Dave was leering at me pensively. "By God. It might be the thing to revive Hollywood."

"Yeah," I said. "You open with a prologue that shows modern psychology has found the roots of love in our love lives. Then you fade to the American Home, where a Husband is trying to figure out how to arouse or enchant or even slightly interest one Beautiful Blonde Mother. She is rushing about the house swatting her children for bringing home a magazine full of art studies. Her husband tries to slip his arm around her--but she knows he is suffering from neurotic hay fever, makes his living by manufacturing second-rate household appliances which he sells owing to better advertising, is afraid of his stockholders, never had the earning capacity of Joe Benson or Harvey Tekker or Don Oaker, and is scared of her, besides. Great subject for phallic worship! We fade to a contented pagan maiden in the South Sea Isles--ukeleles and moonlight--"

"And the MPPA comes in and tosses out the film! It's a conspiracy!" he said in a Durantean tone.

"You guys have worked out the vein--that's all. There can't be any more very interesting movies till there's a new public attitude about life. You've got to where there's no permissible area that you haven't canvassed a hundred times. The new pictures are all remakes. People get sick of such things. Jam yesterday, today and tomorrow is as bad as none today. All the movies are self-plagiarisms. I even went to one with Ricky this summer."

"We're grateful."

"Remember the
Three Little Pigs
--and the song about the 'Big Bad Wolf' that people sang to kid themselves in the Depression?"

"I remember."

"So all right. We went to see this movie--and we also saw a remake of the Little Pigs. Same story. Same art. Same theme song. At the finale, the new inspiration is this: the wolf pops down the chimney of the little pig in the brick house--hind end first. And the pig fills a caldron with turpentine. The wolf lands in same--and the picture irises down on the wolf roaring away, his hind legs held high, his turpentined anus dragging, his forelegs pulling--like any dog. Now--I was brought up to believe that you can't tell the same joke twice. And I was also taught that putting turps on animals' rears was sadistic. I still think it is. And I think it's too vulgar a way to try for a laugh--cruelty to animals aside. That, my boy, is truly obscene--the dying effort of a perishing industry.

Fortunately--television is coming in--and it will be far more vulgar. Television will really speed up the fertile necessity of a great change in this disgraceful Western world. Right?"

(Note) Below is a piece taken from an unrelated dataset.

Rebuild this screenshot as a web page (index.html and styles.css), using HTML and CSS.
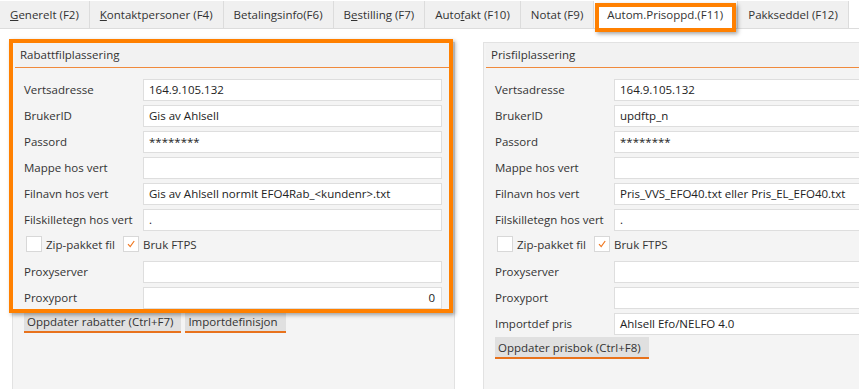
FILE: index.html
```html
<!DOCTYPE html>
<html>
<head>
    <meta charset="utf-8" />
    <title>Autom.Prisoppd.</title>
    <link rel="stylesheet" href="styles.css">
</head>
<body>
    <nav class="tabs">
        <div class="tab"><u>G</u>enerelt (F2)</div>
        <div class="tab"><u>K</u>ontaktpersoner (F4)</div>
        <div class="tab">Betalingsinfo(F6)</div>
        <div class="tab">B<u>e</u>stilling (F7)</div>
        <div class="tab">Auto<u>f</u>akt (F10)</div>
        <div class="tab">Notat (F9)</div>
        <div class="tab aktiv">Autom.Prisoppd.(F11)<span class="markering"></span></div>
        <div class="tab">Pakkseddel (F12)</div>
    </nav>

    <main class="innhold">
        <section class="panel">
            <div class="markering venstre"></div>
            <div class="gruppe-tittel">Rabattfilplassering</div>
            <div class="skjema">
                <label>Vertsadresse</label><div class="felt">164.9.105.132</div>
                <label>BrukerID</label><div class="felt">Gis av Ahlsell</div>
                <label>Passord</label><div class="felt">********</div>
                <label>Mappe hos vert</label><div class="felt"></div>
                <label>Filnavn hos vert</label><div class="felt">Gis av Ahlsell normlt EFO4Rab_&lt;kundenr&gt;.txt</div>
                <label>Filskilletegn hos vert</label><div class="felt">.</div>
                <div class="valg">
                    <span class="boks"></span>Zip-pakket fil
                    <span class="boks"><svg width="10" height="10" viewBox="0 0 10 10"><path d="M2 5.2 L4.2 7.6 L8.2 2" fill="none" stroke="#f07820" stroke-width="1.2"/></svg></span>Bruk FTPS
                </div>
                <label>Proxyserver</label><div class="felt"></div>
                <label>Proxyport</label><div class="felt tall">0</div>
            </div>
            <div class="knapper">
                <button class="knapp">Oppdater rabatter (Ctrl+F7)</button>
                <button class="knapp">Importdefinisjon</button>
            </div>
        </section>

        <section class="panel">
            <div class="gruppe-tittel">Prisfilplassering</div>
            <div class="skjema">
                <label>Vertsadresse</label><div class="felt">164.9.105.132</div>
                <label>BrukerID</label><div class="felt">updftp_n</div>
                <label>Passord</label><div class="felt">********</div>
                <label>Mappe hos vert</label><div class="felt"></div>
                <label>Filnavn hos vert</label><div class="felt">Pris_VVS_EFO40.txt eller Pris_EL_EFO40.txt</div>
                <label>Filskilletegn hos vert</label><div class="felt">.</div>
                <div class="valg">
                    <span class="boks"></span>Zip-pakket fil
                    <span class="boks"><svg width="10" height="10" viewBox="0 0 10 10"><path d="M2 5.2 L4.2 7.6 L8.2 2" fill="none" stroke="#f07820" stroke-width="1.2"/></svg></span>Bruk FTPS
                </div>
                <label>Proxyserver</label><div class="felt"></div>
                <label>Proxyport</label><div class="felt"></div>
                <label>Importdef pris</label><div class="felt">Ahlsell Efo/NELFO 4.0</div>
            </div>
            <div class="knapper">
                <button class="knapp">Oppdater prisbok (Ctrl+F8)</button>
            </div>
        </section>
    </main>
</body>
</html>
```

FILE: styles.css
```css
* {
    box-sizing: border-box;
}

html, body {
    margin: 0;
    height: 100%;
    overflow: hidden;
    background-color: #ffffff;
    font-family: 'Open Sans', 'Noto Sans', sans-serif;
    font-size: 11.5px;
    color: #333333;
}

.tabs {
    display: flex;
    height: 29px;
    padding-top: 1px;
    border-bottom: 1px solid #dcdcdc;
}

.tab {
    position: relative;
    height: 27px;
    line-height: 27px;
    padding: 0 10px 0 10px;
    background-color: #f0f0f0;
    border-right: 1px solid #dcdcdc;
    white-space: nowrap;
}

.tab.aktiv {
    padding: 0 14px 0 13px;
    background-color: #ffffff;
}

.markering {
    position: absolute;
    border: 4px solid #ff8000;
    box-shadow: 2px 2px 4px rgba(0, 0, 0, 0.35);
    pointer-events: none;
    z-index: 2;
}

.tab .markering {
    left: 1px;
    top: 2px;
    right: 1px;
    bottom: -4px;
}

.markering.venstre {
    left: -4px;
    top: -4px;
    width: 444px;
    height: 274px;
}

.innhold {
    display: flex;
    gap: 28px;
    padding: 13px 0 0 12px;
}

.panel {
    position: relative;
    flex: none;
    width: 443px;
    height: 360px;
    background-color: #f4f4f4;
    border: 1px solid #e2e2e2;
}

.gruppe-tittel {
    height: 25px;
    line-height: 24px;
    margin: 0 2px;
    padding-left: 5px;
    background-color: #f2f2f2;
    border-bottom: 1px solid #f08a3c;
}

.skjema {
    display: grid;
    grid-template-columns: 119px 299px;
    grid-auto-rows: 22px;
    row-gap: 4px;
    padding: 11px 0 0 11px;
}

.skjema label {
    line-height: 22px;
    white-space: nowrap;
}

.felt {
    height: 22px;
    line-height: 20px;
    padding: 0 5px;
    background-color: #ffffff;
    border: 1px solid #dedede;
    color: #222222;
    white-space: nowrap;
    overflow: hidden;
}

.felt.tall {
    text-align: right;
    padding-right: 6px;
}

.valg {
    grid-column: 1 / 3;
    display: flex;
    align-items: center;
    height: 20px;
    margin-top: -1px;
    padding-left: 2px;
}

.boks {
    display: inline-flex;
    align-items: center;
    justify-content: center;
    width: 16px;
    height: 16px;
    margin-right: 4px;
    background-color: #ffffff;
    border: 1px solid #d8d8d8;
}

.valg .boks:nth-of-type(2) {
    margin-left: 8px;
}

.knapper {
    display: flex;
    gap: 4px;
    padding: 2px 0 0 11px;
}

.knapp {
    height: 22px;
    padding: 0 8px 0 3px;
    text-align: left;
    font-family: inherit;
    font-size: inherit;
    font-weight: normal;
    color: #333333;
    background-color: #e0e0e0;
    border: none;
    border-bottom: 2px solid #e8721c;
    cursor: pointer;
}
```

"Right," said Dave. "I saw that short. I psychologically snapped my
petits fours."

He looked at me for a while. "Phil--why'd you call me over here, this morning?"

Karl came with the gin and tea. I signed. He went.

Dave's question startled me. I suddenly saw it from his angle. I'd allowed him to skip--or postpone--an important conference because (I'd said) my nephew was on an emotional binge and I needed aid. Dave would know that, all else being equal and normal, I could handle my nephew. He'd know that, barring some editorial crisis, the cutting of a serial wasn't so important I couldn't set it aside for a day or so to row a relative through the waters of a soul-struggle. He'd know, by my cursory attention to Paul--and by the way my talk had slatted around--that I had more on my mind than Paul's problem. So he had realized--and I had not--that I'd decided to call in a friend--for myself.

"I need a good lawyer," I said.

"Oh-oh!"

I looked at him cross-eyed. "What an evil mind you have! I keep my accounts and the tax people are not particularly interested in me. No brunette has letters of mine and is asking for a thousand bucks. Nobody is suing me for plagiarism. I just noticed a little nuisance in the back of my throat the other day and went over to see Tom and had a biopsy--and I want my affairs in order."